Reactions mixed to rail report
(The following article by David Chircop was posted on the Merced Sun-Star website on January 30.)
MERCED, Calif. -- A high-speed rail system linking California's major cities would zip 68 million passengers across the state at speeds exceeding 200 mph and create 450,000 new jobs by 2020.
That's according to a draft environmental impact released this week.
The rail system would be less than half as expensive and more environmentally friendly than building highways and airports to meet the state's travel demands, the report states.
Release of the 2,000-page document this week marks a major step toward the future of transportation in the state, and the Central Valley, which would make up a 270-mile stretch of the 700-mile system.
The generally upbeat report encouraged some Merced County high-speed rail enthusiasts, while leaving others disappointed.
Still, in spite of its rosy projections, the realization of such a project would require years of planning, costing tens of billions of dollars.
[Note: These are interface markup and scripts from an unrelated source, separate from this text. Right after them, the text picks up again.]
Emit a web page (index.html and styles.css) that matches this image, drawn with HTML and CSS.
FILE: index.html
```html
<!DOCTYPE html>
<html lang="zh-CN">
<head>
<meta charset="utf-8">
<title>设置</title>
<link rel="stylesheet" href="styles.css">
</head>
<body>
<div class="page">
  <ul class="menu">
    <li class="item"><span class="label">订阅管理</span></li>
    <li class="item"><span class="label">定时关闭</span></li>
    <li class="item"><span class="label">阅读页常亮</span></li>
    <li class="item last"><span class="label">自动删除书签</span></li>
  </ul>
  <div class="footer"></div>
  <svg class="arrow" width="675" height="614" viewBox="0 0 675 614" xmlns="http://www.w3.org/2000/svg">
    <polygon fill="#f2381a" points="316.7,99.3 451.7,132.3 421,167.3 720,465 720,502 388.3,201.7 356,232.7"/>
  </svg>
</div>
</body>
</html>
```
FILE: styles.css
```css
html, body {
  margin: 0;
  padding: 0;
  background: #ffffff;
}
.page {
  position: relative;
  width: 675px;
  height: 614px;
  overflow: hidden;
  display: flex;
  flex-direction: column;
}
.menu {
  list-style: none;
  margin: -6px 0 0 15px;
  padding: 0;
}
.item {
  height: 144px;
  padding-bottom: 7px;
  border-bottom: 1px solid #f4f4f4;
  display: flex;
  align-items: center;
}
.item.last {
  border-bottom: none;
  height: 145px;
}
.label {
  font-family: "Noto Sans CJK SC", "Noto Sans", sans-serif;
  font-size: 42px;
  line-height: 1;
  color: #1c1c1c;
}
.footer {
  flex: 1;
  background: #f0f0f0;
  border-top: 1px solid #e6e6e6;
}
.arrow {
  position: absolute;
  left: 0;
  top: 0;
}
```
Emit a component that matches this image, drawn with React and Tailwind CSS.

Beyond that, political bickering and environmental challenges -- which have already begun to surface -- may make the project even more complicated to complete.
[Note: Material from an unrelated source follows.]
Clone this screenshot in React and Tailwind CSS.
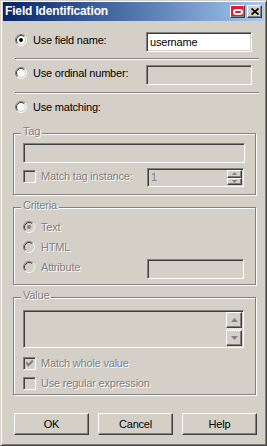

The document looks at three options to deal with California's transportation needs as the population grows by 11 million people and intercity travel increases as much as 63 percent over the next 20 years
Under the first scenario, the state would build only those highway and airport projects currently in the planning stages. Under the second, the state would build those projects and add an additional 2,970 miles of new highway lanes, nearly 60 new airport gates and five runways at a cost of nearly $82 billion in today's dollars.
The third option calls for a 700-mile rail system to supplement the current planned highway and airport projects. The rail system would cost from $33 billion to $37 billion in today's dollars.
"Our conclusion is, and data shows, that basically the high-speed train is the best of the three options," said Mehdi Morshed, executive director of the California High-Speed Rail Authority.
The report also details the impact of two proposed routes that would link Merced County with the Bay Area, something local high-speed rail advocates have eagerly anticipated.
"It's very viable and very positive," said Dr. Lee Boese Jr., a Merced dentist who spoke to the California High-Speed Rail Authority Board in Fresno on Wednesday.
Boese, who heads the Merced County High Speed Rail Committee -- a private group seeking to locate a bullet train station and construction facility at the former Castle Air Force Base -- said his initial readings of the Merced-to-Bay Area portion of the report leave him hopeful.
The first option, across the Diablo Range, would place Merced on the Los Angeles-to-Bay Area train line, providing more frequent service to Merced.
The option would also require the construction of a 31-mile tunnel beneath Henry Coe State Park. If built, the tunnel would be among the longest in the world.
The preferred option, to Boese and his group, Diablo Range would keep Castle in the running.
The second route examined in the report would follow Pacheco Pass, placing Merced on the Sacramento-to-Bay Area train line. A station, under that option, would be placed east of Los Banos, ending near Chowchilla.
Like the Diablo option, it, too, would require significant tunneling, including a 13.5-mile stretch across the pass.
If picked, a station would be located near Los Banos, which would not be serviced in the Diablo Range option is chosen.
Of the two routes that were studied, the Pacheco route would have the most significant impact on farmland east of Interstate 5, and the lest favorable ridership potential, according to the report.
Still, activists who have followed the high speed rail process since its inception insist that a route that was not considered in the report should be considered.
"We have concerns and objections," said Ken Gosting, director of a Central Valley transportation group. Gosting, and others believe that the Rail Authority has discarded the Altamont Pass route, which they believe would be more cost-effective and environmentally friendly than the other proposed routes.
"We want to see it done and done right, because what's at stake here is a paradigm shift for transportation in the United States," he said. "If it's a botch in California, other states won?t touch the concept."
Officials with the authority will schedule five public hearings on the report throughout the state, including one in the Central Valley.